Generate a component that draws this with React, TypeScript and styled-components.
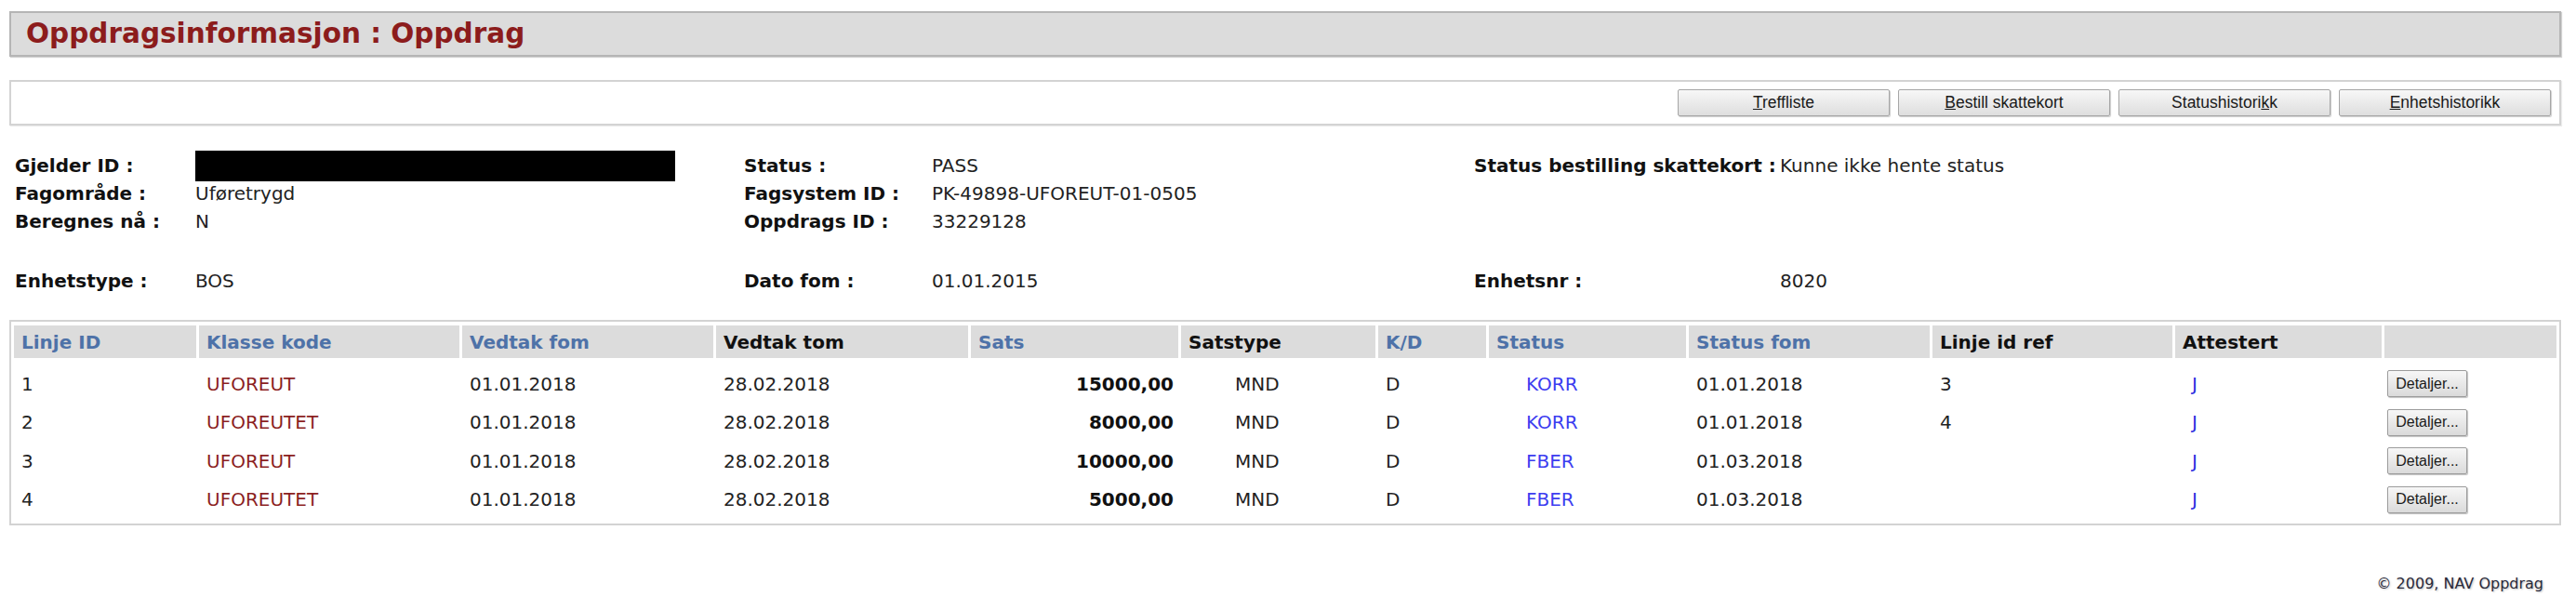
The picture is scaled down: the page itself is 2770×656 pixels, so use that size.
import React from "react";
import styled, { createGlobalStyle } from "styled-components";

const GlobalStyle = createGlobalStyle`
  html, body { margin: 0; padding: 0; background: #ffffff; }
  body { font-family: "DejaVu Sans", Verdana, sans-serif; color: #111; }
  #root { width: 2770px; }
`;

const Page = styled.div`
  width: 2770px;
  box-sizing: border-box;
  padding: 12px 16px 0 10px;
`;

const TitleBar = styled.header`
  height: 49px;
  box-sizing: border-box;
  border: 2px solid #b5b5b5;
  background: #dcdcdc;
  box-shadow: 1px 1px 1px rgba(0, 0, 0, 0.18);
  display: flex;
  align-items: center;
  padding-left: 16px;
`;

const Title = styled.h1`
  margin: 0;
  font-size: 29.5px;
  line-height: 1;
  font-weight: bold;
  color: #8c1c1c;
`;

const ButtonBar = styled.nav`
  margin-top: 25px;
  height: 49px;
  box-sizing: border-box;
  border: 2px solid #d3d3d3;
  background: #ffffff;
  box-shadow: 1px 1px 1px rgba(0, 0, 0, 0.08);
  display: flex;
  justify-content: flex-end;
  align-items: center;
  gap: 9px;
  padding-right: 9px;
`;

const ToolButton = styled.button`
  width: 228px;
  height: 29px;
  box-sizing: border-box;
  border: 1px solid #a6a6a6;
  border-radius: 2px;
  background: linear-gradient(#f7f7f7, #dedede);
  box-shadow: 1px 1px 1px rgba(0, 0, 0, 0.2);
  font-family: "Liberation Sans", Arial, sans-serif;
  font-size: 17.5px;
  color: #1a1a1a;
  padding: 0;
  cursor: pointer;
`;

const InfoGrid = styled.section`
  margin-top: 28px;
  padding-left: 6px;
  display: grid;
  grid-template-columns: 194px 590px 202px 583px 329px 1fr;
  grid-template-rows: 30px 30px 30px 34px 30px;
  align-items: center;
  font-size: 20px;
`;

const Label = styled.div`
  font-weight: bold;
  color: #111;
  white-space: nowrap;
`;

const Value = styled.div`
  color: #222;
  white-space: nowrap;
`;

const Redacted = styled.div`
  width: 516px;
  height: 33px;
  background: #000;
`;

const Spacer = styled.div`
  grid-column: 1 / -1;
`;

const TableBox = styled.div`
  margin-top: 27px;
  border: 2px solid #d3d3d3;
  padding: 4px 0 5px;
`;

const Table = styled.table`
  width: 100%;
  table-layout: fixed;
  border-collapse: separate;
  border-spacing: 3px 0;
  font-size: 20px;
`;

const Col = styled.col<{ $w?: number }>`
  width: ${(p) => (p.$w ? `${p.$w}px` : "auto")};
`;

const Th = styled.th<{ $link?: boolean }>`
  height: 35px;
  padding: 0 0 0 8px;
  background: #dcdcdc;
  border-bottom: 7px solid #ffffff;
  text-align: left;
  font-weight: bold;
  white-space: nowrap;
  color: ${(p) => (p.$link ? "#4e72a8" : "#111")};
`;

const Td = styled.td<{ $right?: boolean; $pl?: number; $color?: string; $bold?: boolean }>`
  height: 41.5px;
  padding: 0 5px 0 ${(p) => (p.$pl ?? 8)}px;
  text-align: ${(p) => (p.$right ? "right" : "left")};
  color: ${(p) => p.$color ?? "#222"};
  font-weight: ${(p) => (p.$bold ? "bold" : "normal")};
  white-space: nowrap;
  vertical-align: middle;
`;

const Link = styled.a`
  color: inherit;
  text-decoration: none;
`;

const DetailButton = styled.button`
  width: 86px;
  height: 29px;
  box-sizing: border-box;
  border: 1px solid #9c9c9c;
  border-radius: 2px;
  background: linear-gradient(#f7f7f7, #dadada);
  box-shadow: 1px 1px 1px rgba(0, 0, 0, 0.25);
  font-family: "Liberation Sans", Arial, sans-serif;
  font-size: 16px;
  color: #1a1a1a;
  padding: 0;
`;

const Footer = styled.footer`
  margin-top: 53px;
  padding-right: 19px;
  text-align: right;
  font-size: 16px;
  line-height: 20px;
  color: #2a2a3a;
  text-shadow: 1px 1px 2px rgba(0, 0, 0, 0.25);
`;

type Row = {
  id: string;
  klasse: string;
  fom: string;
  tom: string;
  sats: string;
  status: string;
  statusFom: string;
  ref: string;
};

const rows: Row[] = [
  { id: "1", klasse: "UFOREUT", fom: "01.01.2018", tom: "28.02.2018", sats: "15000,00", status: "KORR", statusFom: "01.01.2018", ref: "3" },
  { id: "2", klasse: "UFOREUTET", fom: "01.01.2018", tom: "28.02.2018", sats: "8000,00", status: "KORR", statusFom: "01.01.2018", ref: "4" },
  { id: "3", klasse: "UFOREUT", fom: "01.01.2018", tom: "28.02.2018", sats: "10000,00", status: "FBER", statusFom: "01.03.2018", ref: "" },
  { id: "4", klasse: "UFOREUTET", fom: "01.01.2018", tom: "28.02.2018", sats: "5000,00", status: "FBER", statusFom: "01.03.2018", ref: "" },
];

const headers: { text: string; link: boolean }[] = [
  { text: "Linje ID", link: true },
  { text: "Klasse kode", link: true },
  { text: "Vedtak fom", link: true },
  { text: "Vedtak tom", link: false },
  { text: "Sats", link: true },
  { text: "Satstype", link: false },
  { text: "K/D", link: true },
  { text: "Status", link: true },
  { text: "Status fom", link: true },
  { text: "Linje id ref", link: false },
  { text: "Attestert", link: false },
  { text: "", link: false },
];

const colWidths = [196, 280, 270, 271, 223, 209, 116, 212, 259, 258, 222];

export default function App() {
  return (
    <>
      <GlobalStyle />
      <Page>
        <TitleBar>
          <Title>Oppdragsinformasjon : Oppdrag</Title>
        </TitleBar>

        <ButtonBar>
          <ToolButton><u>T</u>reffliste</ToolButton>
          <ToolButton><u>B</u>estill skattekort</ToolButton>
          <ToolButton>Statushistori<u>k</u>k</ToolButton>
          <ToolButton><u>E</u>nhetshistorikk</ToolButton>
        </ButtonBar>

        <InfoGrid>
          <Label>Gjelder ID :</Label>
          <Redacted />
          <Label>Status :</Label>
          <Value>PASS</Value>
          <Label>Status bestilling skattekort :</Label>
          <Value>Kunne ikke hente status</Value>

          <Label>Fagområde :</Label>
          <Value>Uføretrygd</Value>
          <Label>Fagsystem ID :</Label>
          <Value>PK-49898-UFOREUT-01-0505</Value>
          <Value />
          <Value />

          <Label>Beregnes nå :</Label>
          <Value>N</Value>
          <Label>Oppdrags ID :</Label>
          <Value>33229128</Value>
          <Value />
          <Value />

          <Spacer />

          <Label>Enhetstype :</Label>
          <Value>BOS</Value>
          <Label>Dato fom :</Label>
          <Value>01.01.2015</Value>
          <Label>Enhetsnr :</Label>
          <Value>8020</Value>
        </InfoGrid>

        <TableBox>
          <Table>
            <colgroup>
              {colWidths.map((w, i) => (
                <Col key={i} $w={w} />
              ))}
              <Col />
            </colgroup>
            <thead>
              <tr>
                {headers.map((h, i) => (
                  <Th key={i} $link={h.link}>{h.text}</Th>
                ))}
              </tr>
            </thead>
            <tbody>
              {rows.map((r) => (
                <tr key={r.id}>
                  <Td>{r.id}</Td>
                  <Td $color="#8c1f1f">{r.klasse}</Td>
                  <Td>{r.fom}</Td>
                  <Td>{r.tom}</Td>
                  <Td $right $bold $color="#111">{r.sats}</Td>
                  <Td $pl={58}>MND</Td>
                  <Td>D</Td>
                  <Td $pl={40} $color="#3d3df0"><Link>{r.status}</Link></Td>
                  <Td>{r.statusFom}</Td>
                  <Td>{r.ref}</Td>
                  <Td $pl={18} $color="#2f2fe0"><Link>J</Link></Td>
                  <Td $pl={3}><DetailButton>Detaljer...</DetailButton></Td>
                </tr>
              ))}
            </tbody>
          </Table>
        </TableBox>

        <Footer>© 2009, NAV Oppdrag</Footer>
      </Page>
    </>
  );
}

* TASK DESCRIPTION
Scan the lines above for "size", then copy every one that has it.

* SOLUTION TO THIS PROBLEM
The picture is scaled down: the page itself is 2770×656 pixels, so use that size.
  font-size: 29.5px;
  font-size: 17.5px;
  font-size: 20px;
  font-size: 20px;
  font-size: 16px;
  font-size: 16px;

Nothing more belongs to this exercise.